4. Automate Your Savings Contributions

Once you’ve set up a budget and identified how much you can save, the next step is automation. Automating your savings contributions makes the process effortless. You don’t have to think about it, and you don’t have to rely on willpower or memory. It’s the easiest way to ensure you’re saving consistently every month.

Why Automation Works

When you automate your savings, you’re removing the decision-making process that can often lead to procrastination. There’s no temptation to skip saving this month because the money is automatically taken out of your account. It’s just part of the process, like paying your rent or utility bills.

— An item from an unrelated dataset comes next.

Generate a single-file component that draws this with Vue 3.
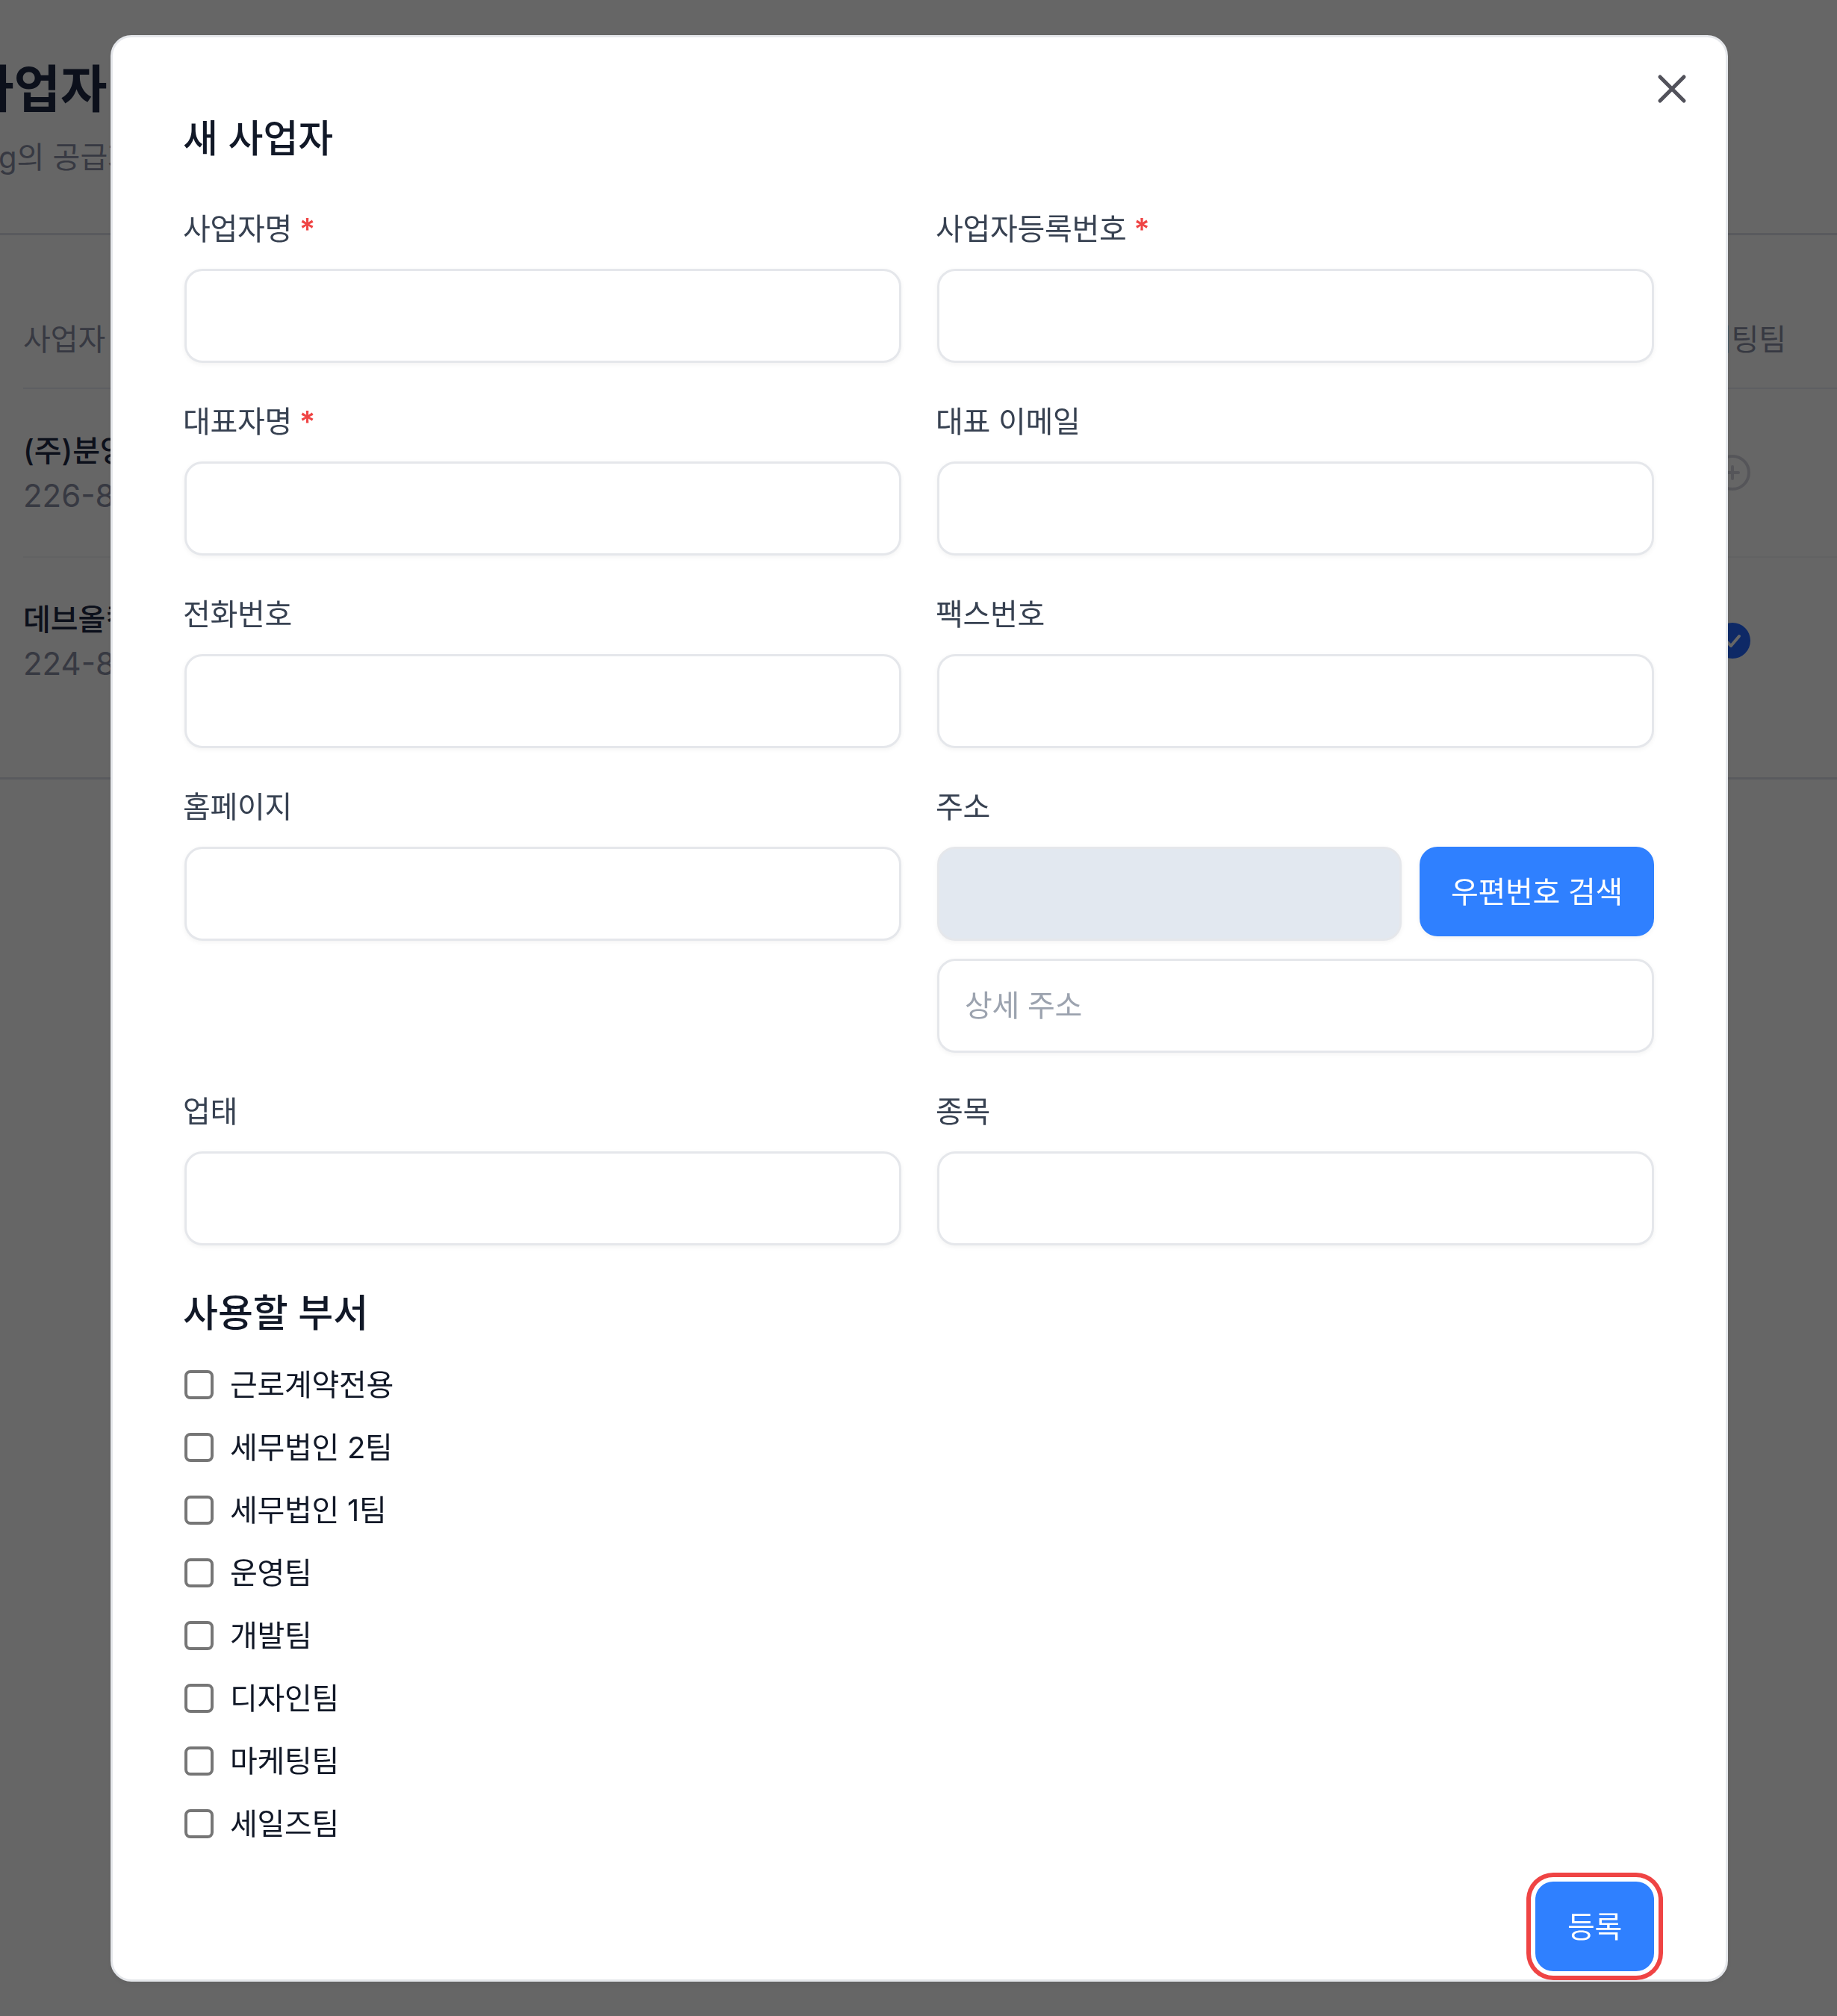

Automation also helps you save regularly, even if you have an irregular income or a tight budget. By setting up automatic transfers, you’re committing to saving a set amount each month, regardless of the ups and downs of your finances.

How to Automate Your Savings

Most banks and financial institutions offer automatic transfer options, so setting up automated savings is a breeze. Decide how much you want to save each month and set up a recurring transfer to your savings account right after you get paid. You can also automate transfers to multiple accounts if you’re saving for different goals.

Tip:

Even if your income varies each month, you can set up your automated transfers to be a percentage of your income. This way, the amount you save adjusts based on how much you earn.

5. Track Your Progress and Celebrate Milestones

There’s nothing more motivating than seeing your savings grow. Tracking your progress lets you celebrate your wins and gives you the satisfaction of knowing you’re on the right track. It also helps you stay focused and reminds you of your goals when life gets in the way.

Why Tracking Helps

Tracking your progress allows you to see how much closer you are to reaching your savings goals. When you reach a milestone—whether it’s saving $500 or $5,000—you can take a moment to acknowledge your hard work and stay motivated to keep going.

Without tracking your progress, you might lose sight of how far you’ve come, or worse, feel like you’re not making any headway. But when you track your savings, you can visualize your growth, which reinforces the habit.

How to Track Your Progress

You can track your savings progress with apps, spreadsheets, or even by using a simple chart on your wall. The important part is to check in regularly and celebrate your milestones. This will remind you of your goals and help you stay excited about your saving journey.

Tip:

When you hit a savings milestone, treat yourself to something small—like a movie night or a nice dinner. It doesn’t have to be a big reward, but acknowledging your progress can keep you motivated to continue.

6. Cut Back on Unnecessary Expenses

Cutting back on unnecessary spending is one of the fastest ways to boost your savings. We all have things we spend money on without thinking—whether it’s dining out, impulse buys, or subscriptions we rarely use. By identifying and eliminating these small expenses, you can free up more money to save.

Why Cutting Back Helps

You don’t have to deprive yourself of everything you enjoy to save money. The goal is to make conscious choices about your spending. Even small changes—like cooking more at home or canceling unused subscriptions—can free up extra cash for savings.

How to Cut Back on Expenses

Start by reviewing your bank statements and looking for patterns in your spending. Are there areas where you can reduce or eliminate costs? For example, you might be able to save money by cutting back on coffee shop visits, dining out less, or switching to more affordable entertainment options.

Tip:

se the 30-day rule for big purchases. If you’re considering buying something, wait 30 days to see if you still feel like you need it. This will help you avoid impulse purchases and save money in the long run.

Building a consistent saving habit doesn’t require major sacrifices. By setting clear goals, automating your savings, sticking to a budget, and tracking your progress, you can make saving a natural part of your routine. Remember, consistency is key—small, daily actions will lead to big financial results over time. So start today, and watch your savings grow!